# WRITTEN PROBLEM
Write out the data below exactly as given, without any of its pictures.

# RECORDED INFORMATION
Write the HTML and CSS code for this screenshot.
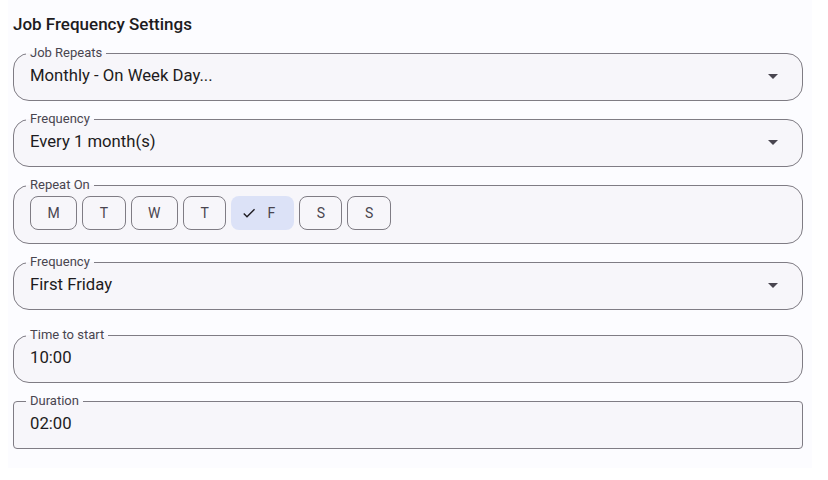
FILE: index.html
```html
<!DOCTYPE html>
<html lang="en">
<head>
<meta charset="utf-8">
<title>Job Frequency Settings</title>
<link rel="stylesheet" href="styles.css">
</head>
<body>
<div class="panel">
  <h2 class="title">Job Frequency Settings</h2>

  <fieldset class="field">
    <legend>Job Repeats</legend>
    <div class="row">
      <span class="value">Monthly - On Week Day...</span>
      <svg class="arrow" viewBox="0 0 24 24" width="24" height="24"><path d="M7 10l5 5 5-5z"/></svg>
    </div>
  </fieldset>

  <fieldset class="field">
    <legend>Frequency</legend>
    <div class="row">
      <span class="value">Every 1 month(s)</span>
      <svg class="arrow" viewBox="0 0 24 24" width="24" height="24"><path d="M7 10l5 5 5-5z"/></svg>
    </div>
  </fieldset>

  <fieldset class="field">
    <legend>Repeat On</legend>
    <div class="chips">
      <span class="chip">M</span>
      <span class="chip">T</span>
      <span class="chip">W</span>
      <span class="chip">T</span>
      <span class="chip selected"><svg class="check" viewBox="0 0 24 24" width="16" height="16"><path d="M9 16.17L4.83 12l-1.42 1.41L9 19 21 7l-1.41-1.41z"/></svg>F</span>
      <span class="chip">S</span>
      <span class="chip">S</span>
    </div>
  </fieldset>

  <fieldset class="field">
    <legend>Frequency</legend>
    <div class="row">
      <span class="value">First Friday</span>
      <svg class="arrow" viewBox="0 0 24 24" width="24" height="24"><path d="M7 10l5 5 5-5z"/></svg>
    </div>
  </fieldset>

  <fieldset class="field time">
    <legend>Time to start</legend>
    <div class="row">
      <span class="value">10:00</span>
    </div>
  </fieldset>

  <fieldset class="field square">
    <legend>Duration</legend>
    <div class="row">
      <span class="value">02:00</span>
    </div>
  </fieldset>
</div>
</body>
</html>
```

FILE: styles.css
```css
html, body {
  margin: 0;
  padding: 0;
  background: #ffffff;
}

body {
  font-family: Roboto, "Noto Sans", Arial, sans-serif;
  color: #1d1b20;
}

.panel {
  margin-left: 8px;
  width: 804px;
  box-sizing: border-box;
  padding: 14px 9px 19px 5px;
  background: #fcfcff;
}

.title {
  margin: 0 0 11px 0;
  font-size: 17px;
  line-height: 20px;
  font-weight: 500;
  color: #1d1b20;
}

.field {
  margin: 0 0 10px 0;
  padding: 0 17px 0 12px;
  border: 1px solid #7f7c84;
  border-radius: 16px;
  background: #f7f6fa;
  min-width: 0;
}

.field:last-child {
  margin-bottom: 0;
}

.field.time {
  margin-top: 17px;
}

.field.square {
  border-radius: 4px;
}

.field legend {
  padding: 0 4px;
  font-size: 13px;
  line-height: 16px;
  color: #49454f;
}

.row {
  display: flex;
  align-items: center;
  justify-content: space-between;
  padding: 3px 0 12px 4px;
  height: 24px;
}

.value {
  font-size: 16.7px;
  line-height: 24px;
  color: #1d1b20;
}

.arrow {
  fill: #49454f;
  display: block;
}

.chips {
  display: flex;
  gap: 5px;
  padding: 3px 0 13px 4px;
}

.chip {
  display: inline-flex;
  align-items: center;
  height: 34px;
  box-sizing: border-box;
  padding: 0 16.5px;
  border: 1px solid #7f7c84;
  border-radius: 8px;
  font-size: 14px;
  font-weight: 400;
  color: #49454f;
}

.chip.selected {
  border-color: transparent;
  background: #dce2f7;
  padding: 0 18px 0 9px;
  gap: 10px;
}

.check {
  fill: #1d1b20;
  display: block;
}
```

# FULL SOLUTION
Write the HTML and CSS code for this screenshot.
FILE: index.html
```html
<!DOCTYPE html>
<html lang="en">
<head>
<meta charset="utf-8">
<title>Job Frequency Settings</title>
<link rel="stylesheet" href="styles.css">
</head>
<body>
<div class="panel">
  <h2 class="title">Job Frequency Settings</h2>

  <fieldset class="field">
    <legend>Job Repeats</legend>
    <div class="row">
      <span class="value">Monthly - On Week Day...</span>
      <svg class="arrow" viewBox="0 0 24 24" width="24" height="24"><path d="M7 10l5 5 5-5z"/></svg>
    </div>
  </fieldset>

  <fieldset class="field">
    <legend>Frequency</legend>
    <div class="row">
      <span class="value">Every 1 month(s)</span>
      <svg class="arrow" viewBox="0 0 24 24" width="24" height="24"><path d="M7 10l5 5 5-5z"/></svg>
    </div>
  </fieldset>

  <fieldset class="field">
    <legend>Repeat On</legend>
    <div class="chips">
      <span class="chip">M</span>
      <span class="chip">T</span>
      <span class="chip">W</span>
      <span class="chip">T</span>
      <span class="chip selected"><svg class="check" viewBox="0 0 24 24" width="16" height="16"><path d="M9 16.17L4.83 12l-1.42 1.41L9 19 21 7l-1.41-1.41z"/></svg>F</span>
      <span class="chip">S</span>
      <span class="chip">S</span>
    </div>
  </fieldset>

  <fieldset class="field">
    <legend>Frequency</legend>
    <div class="row">
      <span class="value">First Friday</span>
      <svg class="arrow" viewBox="0 0 24 24" width="24" height="24"><path d="M7 10l5 5 5-5z"/></svg>
    </div>
  </fieldset>

  <fieldset class="field time">
    <legend>Time to start</legend>
    <div class="row">
      <span class="value">10:00</span>
    </div>
  </fieldset>

  <fieldset class="field square">
    <legend>Duration</legend>
    <div class="row">
      <span class="value">02:00</span>
    </div>
  </fieldset>
</div>
</body>
</html>
```

FILE: styles.css
```css
html, body {
  margin: 0;
  padding: 0;
  background: #ffffff;
}

body {
  font-family: Roboto, "Noto Sans", Arial, sans-serif;
  color: #1d1b20;
}

.panel {
  margin-left: 8px;
  width: 804px;
  box-sizing: border-box;
  padding: 14px 9px 19px 5px;
  background: #fcfcff;
}

.title {
  margin: 0 0 11px 0;
  font-size: 17px;
  line-height: 20px;
  font-weight: 500;
  color: #1d1b20;
}

.field {
  margin: 0 0 10px 0;
  padding: 0 17px 0 12px;
  border: 1px solid #7f7c84;
  border-radius: 16px;
  background: #f7f6fa;
  min-width: 0;
}

.field:last-child {
  margin-bottom: 0;
}

.field.time {
  margin-top: 17px;
}

.field.square {
  border-radius: 4px;
}

.field legend {
  padding: 0 4px;
  font-size: 13px;
  line-height: 16px;
  color: #49454f;
}

.row {
  display: flex;
  align-items: center;
  justify-content: space-between;
  padding: 3px 0 12px 4px;
  height: 24px;
}

.value {
  font-size: 16.7px;
  line-height: 24px;
  color: #1d1b20;
}

.arrow {
  fill: #49454f;
  display: block;
}

.chips {
  display: flex;
  gap: 5px;
  padding: 3px 0 13px 4px;
}

.chip {
  display: inline-flex;
  align-items: center;
  height: 34px;
  box-sizing: border-box;
  padding: 0 16.5px;
  border: 1px solid #7f7c84;
  border-radius: 8px;
  font-size: 14px;
  font-weight: 400;
  color: #49454f;
}

.chip.selected {
  border-color: transparent;
  background: #dce2f7;
  padding: 0 18px 0 9px;
  gap: 10px;
}

.check {
  fill: #1d1b20;
  display: block;
}
```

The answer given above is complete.